A great practice at the Mountain Research Station farm (and at many other farms we visited) is to plant strips of flowers and herbs — usually on the edges of fields, but sometimes in the middle as well. These flowers and herbs help attract pollinators and bug predators.

Jeanine is the co-author of Growing and Marketing Ginseng, Goldenseal and Other Woodland Medicinals. Her blog about the work at the Mountain Research Station is a great read. She’s a dedicated outreach person, and besides giving talks at the Carolina Farm Stewardship Association’s Sustainable Agriculture Conference, she regularly speaks at many conferences, including this year’s Heritage Harvest Festival at Monticello, September 11-12.

A quick stop was the University of Tennessee’s East Tennessee Research and Education Center in Knoxville. We were already visiting three different Tennessee farms that day, but there it was, only a couple miles away from Jonathan Buchanan’s Crooked Road Farm, so we dropped in for a quick look. Much of the farm’s work is giving young beginning farmers experience growing market crops, but we also got to see pepper trials, stevia trials, and – a great new vocabulary word – ratooning trials for kale and other crops in the brassica family. Ratooning is the practice of severely cutting back plants to stimulate new growth for later production. Okra growers in the Deep South often do it, so as to keep okra plants from getting 10 feet tall or more! Here’s a ratooned kale crop at the East TN Research and Education Center.


Next was the USDA’s U.S. Vegetable Laboratory in Charleston, South Carolina, with Clemson University’s Coastal Research and Education Center (CREC) nearby. Mark Farnham and Richard Fery with the USVL, and Brian Ward (at left below) with the CREC, showed us around. Here Mark talks about his work with breeding summer broccoli that holds up in July heat. Vegetable breeding is patient work – it can take planting out big fields of dozens of different breeding lines to find the best traits. This was July, swelteringly hot in Charleston, but there was some great looking broccoli out there – Mark’s hoping to release some of the breeding lines in the next few years!

Mark (at right below) is a brassicas guy; another recent project of his and Pat Wechter’s, Carolina Broadleaf mustard, is a leafy green bred for resistance to a bacterial leaf blight that’s become a problem in the Deep South. The USVL makes small amounts of breeding stock available to seed producers, so we’re hoping to line up some of our own seed growers for this one and have it in the SESE catalog in the next few years.

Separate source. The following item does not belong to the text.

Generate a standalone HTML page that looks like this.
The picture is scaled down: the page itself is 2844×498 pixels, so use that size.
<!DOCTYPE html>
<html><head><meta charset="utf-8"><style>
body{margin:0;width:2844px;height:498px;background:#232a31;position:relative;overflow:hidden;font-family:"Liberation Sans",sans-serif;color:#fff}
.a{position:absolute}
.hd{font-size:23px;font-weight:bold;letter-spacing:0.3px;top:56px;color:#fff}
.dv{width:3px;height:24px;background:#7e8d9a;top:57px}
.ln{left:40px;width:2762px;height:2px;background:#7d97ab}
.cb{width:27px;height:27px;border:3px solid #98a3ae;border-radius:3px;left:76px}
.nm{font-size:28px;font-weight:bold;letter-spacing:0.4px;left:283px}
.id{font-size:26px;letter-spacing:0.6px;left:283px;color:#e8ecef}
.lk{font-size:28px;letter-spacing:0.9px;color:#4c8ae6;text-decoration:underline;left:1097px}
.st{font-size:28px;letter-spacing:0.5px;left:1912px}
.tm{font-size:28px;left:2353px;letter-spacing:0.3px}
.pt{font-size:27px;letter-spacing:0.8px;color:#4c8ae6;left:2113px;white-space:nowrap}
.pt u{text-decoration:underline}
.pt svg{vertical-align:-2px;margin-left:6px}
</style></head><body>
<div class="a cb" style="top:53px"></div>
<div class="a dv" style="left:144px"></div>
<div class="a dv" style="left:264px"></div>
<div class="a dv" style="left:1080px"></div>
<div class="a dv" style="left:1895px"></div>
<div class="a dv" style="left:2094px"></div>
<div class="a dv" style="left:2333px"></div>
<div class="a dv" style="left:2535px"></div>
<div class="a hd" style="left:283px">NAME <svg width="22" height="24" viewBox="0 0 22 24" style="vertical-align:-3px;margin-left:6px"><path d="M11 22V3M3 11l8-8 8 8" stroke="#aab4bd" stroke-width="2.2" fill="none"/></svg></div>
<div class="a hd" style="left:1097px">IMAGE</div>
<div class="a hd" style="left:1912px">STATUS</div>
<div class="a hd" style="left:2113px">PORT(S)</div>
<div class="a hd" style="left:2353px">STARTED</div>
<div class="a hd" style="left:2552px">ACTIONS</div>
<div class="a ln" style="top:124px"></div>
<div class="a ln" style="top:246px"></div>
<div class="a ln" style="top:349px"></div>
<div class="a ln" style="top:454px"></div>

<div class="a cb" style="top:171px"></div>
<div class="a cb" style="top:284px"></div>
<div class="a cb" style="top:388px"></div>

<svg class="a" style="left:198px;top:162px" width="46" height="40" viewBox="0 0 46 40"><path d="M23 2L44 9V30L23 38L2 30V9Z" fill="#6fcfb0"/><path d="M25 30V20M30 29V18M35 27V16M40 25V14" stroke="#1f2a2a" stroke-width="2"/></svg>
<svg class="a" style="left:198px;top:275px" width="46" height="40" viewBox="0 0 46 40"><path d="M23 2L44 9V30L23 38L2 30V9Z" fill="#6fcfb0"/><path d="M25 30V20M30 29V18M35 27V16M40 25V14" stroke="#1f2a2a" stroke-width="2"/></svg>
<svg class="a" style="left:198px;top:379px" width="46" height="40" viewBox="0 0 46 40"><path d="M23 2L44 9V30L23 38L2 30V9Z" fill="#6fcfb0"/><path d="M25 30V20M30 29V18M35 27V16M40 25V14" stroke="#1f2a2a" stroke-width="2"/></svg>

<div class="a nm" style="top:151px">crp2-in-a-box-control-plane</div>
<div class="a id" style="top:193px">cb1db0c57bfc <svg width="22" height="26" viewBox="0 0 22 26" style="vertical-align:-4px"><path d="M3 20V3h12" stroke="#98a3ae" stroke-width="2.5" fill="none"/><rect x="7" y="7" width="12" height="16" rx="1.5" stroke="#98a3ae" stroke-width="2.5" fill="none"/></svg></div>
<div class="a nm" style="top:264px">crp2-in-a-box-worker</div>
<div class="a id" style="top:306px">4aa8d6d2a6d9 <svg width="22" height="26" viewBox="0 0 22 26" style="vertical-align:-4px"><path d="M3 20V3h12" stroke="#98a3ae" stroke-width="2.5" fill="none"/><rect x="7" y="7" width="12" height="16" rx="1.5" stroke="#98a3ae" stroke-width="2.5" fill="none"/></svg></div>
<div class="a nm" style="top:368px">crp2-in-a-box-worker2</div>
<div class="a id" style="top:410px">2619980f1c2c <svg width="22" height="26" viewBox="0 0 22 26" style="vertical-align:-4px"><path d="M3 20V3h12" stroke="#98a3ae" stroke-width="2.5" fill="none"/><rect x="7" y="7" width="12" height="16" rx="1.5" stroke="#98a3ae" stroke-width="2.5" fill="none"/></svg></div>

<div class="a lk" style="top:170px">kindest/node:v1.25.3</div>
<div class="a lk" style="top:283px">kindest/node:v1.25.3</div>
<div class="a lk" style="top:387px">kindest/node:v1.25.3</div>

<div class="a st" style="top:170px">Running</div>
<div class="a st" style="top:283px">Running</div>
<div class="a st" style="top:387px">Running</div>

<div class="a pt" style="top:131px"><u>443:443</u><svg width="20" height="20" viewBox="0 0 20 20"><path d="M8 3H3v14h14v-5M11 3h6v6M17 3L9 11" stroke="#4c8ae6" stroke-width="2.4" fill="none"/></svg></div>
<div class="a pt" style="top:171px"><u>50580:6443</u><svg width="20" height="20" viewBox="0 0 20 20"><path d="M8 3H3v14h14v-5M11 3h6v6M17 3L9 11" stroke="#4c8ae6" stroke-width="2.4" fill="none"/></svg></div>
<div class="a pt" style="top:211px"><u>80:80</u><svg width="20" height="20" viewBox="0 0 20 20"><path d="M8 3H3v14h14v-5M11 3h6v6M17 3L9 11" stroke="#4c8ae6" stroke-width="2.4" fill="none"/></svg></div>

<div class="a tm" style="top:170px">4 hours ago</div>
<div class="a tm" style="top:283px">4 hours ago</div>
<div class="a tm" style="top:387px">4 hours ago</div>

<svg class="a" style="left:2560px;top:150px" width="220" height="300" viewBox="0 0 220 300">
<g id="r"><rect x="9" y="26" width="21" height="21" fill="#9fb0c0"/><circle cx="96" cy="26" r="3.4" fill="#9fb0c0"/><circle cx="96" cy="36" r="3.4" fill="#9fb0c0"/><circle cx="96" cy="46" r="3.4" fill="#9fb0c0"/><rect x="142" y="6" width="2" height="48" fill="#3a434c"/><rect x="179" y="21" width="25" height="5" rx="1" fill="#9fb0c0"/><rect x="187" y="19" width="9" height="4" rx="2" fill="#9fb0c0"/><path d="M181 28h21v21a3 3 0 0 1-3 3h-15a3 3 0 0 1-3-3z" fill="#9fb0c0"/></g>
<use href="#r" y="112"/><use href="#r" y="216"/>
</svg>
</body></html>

Richard Fery is emeritus plant geneticist at the USVL. He’s worked on many different seed crops over the years, mostly peppers and southern peas. He and his colleagues bred the nematode-resistant Carolina Wonder sweet pepper, Charleston Hot hot pepper, and many others, and he’s shared seedstock with us of southern peas releases that we’re hoping to be able to offer in the next few years.  He’s in the picture below at right, with colleague Floyd P. Maguire at left.

Across the street, Brian Ward gave us a fast tour of the organics section of Clemson’s Coastal Research and Education Center. Interesting projects included watermelon seedlings grafted onto gourd rootstock for greater disease resistance and vigor, a study of alternative pollinators for watermelons, rice trials, and seed increases for heirloom varieties of peanuts, southern peas, and corn. Alas, so much to see, but so little time!

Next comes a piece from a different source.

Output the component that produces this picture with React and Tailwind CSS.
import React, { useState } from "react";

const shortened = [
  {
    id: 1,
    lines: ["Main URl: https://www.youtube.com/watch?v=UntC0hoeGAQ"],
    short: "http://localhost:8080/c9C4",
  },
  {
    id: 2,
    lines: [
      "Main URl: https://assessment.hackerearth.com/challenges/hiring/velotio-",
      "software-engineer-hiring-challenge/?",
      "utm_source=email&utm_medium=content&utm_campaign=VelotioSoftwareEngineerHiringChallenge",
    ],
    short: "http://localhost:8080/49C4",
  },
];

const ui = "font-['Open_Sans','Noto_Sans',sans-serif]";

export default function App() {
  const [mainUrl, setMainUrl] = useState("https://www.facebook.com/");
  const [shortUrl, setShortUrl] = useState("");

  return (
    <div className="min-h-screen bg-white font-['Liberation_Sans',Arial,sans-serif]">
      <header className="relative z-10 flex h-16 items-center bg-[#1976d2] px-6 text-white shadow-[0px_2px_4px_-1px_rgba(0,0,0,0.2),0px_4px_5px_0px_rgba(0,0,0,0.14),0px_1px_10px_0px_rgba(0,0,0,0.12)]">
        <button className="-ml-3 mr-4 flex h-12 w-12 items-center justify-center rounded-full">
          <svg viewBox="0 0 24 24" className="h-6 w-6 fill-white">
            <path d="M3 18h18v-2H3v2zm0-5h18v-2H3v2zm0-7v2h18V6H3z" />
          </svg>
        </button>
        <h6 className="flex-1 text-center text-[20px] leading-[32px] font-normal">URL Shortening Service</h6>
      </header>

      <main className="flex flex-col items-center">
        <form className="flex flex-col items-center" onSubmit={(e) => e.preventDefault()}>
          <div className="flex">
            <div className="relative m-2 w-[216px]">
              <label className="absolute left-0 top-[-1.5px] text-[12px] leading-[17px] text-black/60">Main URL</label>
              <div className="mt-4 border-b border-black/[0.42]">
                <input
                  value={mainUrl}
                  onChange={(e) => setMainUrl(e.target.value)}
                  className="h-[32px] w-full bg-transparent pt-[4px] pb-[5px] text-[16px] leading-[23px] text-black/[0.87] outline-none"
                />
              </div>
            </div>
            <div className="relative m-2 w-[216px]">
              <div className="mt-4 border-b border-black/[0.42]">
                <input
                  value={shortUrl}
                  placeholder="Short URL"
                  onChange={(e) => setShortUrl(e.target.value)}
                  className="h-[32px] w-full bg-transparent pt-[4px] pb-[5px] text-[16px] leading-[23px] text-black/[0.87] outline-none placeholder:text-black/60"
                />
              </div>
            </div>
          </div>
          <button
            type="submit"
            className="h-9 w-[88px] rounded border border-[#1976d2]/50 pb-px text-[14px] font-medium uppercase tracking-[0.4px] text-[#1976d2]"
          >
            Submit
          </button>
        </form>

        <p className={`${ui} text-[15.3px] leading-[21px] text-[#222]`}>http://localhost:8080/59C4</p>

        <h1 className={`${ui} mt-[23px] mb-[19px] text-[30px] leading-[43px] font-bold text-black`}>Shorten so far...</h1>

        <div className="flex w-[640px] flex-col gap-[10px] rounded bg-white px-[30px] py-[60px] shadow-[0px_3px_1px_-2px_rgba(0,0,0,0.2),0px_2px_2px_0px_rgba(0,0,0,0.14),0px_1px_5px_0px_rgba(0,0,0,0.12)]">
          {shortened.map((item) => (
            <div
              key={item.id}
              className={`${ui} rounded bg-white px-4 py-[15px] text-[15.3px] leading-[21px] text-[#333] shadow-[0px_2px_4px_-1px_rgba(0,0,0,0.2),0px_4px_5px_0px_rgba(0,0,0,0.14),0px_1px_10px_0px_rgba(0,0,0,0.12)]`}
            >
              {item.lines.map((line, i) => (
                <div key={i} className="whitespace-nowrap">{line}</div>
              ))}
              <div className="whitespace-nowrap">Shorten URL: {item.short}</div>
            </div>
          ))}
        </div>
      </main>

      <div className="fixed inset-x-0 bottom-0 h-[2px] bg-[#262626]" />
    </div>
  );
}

Our final stop in the research portion of this trip was the Cherry Farm facility in Goldsboro, NC, for the Center for Environmental Farming Systems (CEFS), a collaboration between several NC ag departments. With 2,245 acres available, CEFS has a huge area to do all kinds of big studies, with long term studies of soil nutrition, tree alley crops, forest succession, animal husbandry, and many others. Research Operations Manager Andy Meier generously took time on a Sunday afternoon to show us around. CEFS helps provide the space and support for many NC ag folks and groups to do trials.  Their variety trials this year include wheat, barley, soybeans, and this southern peas trial with four repetitions. Again, so much to see, and so little time!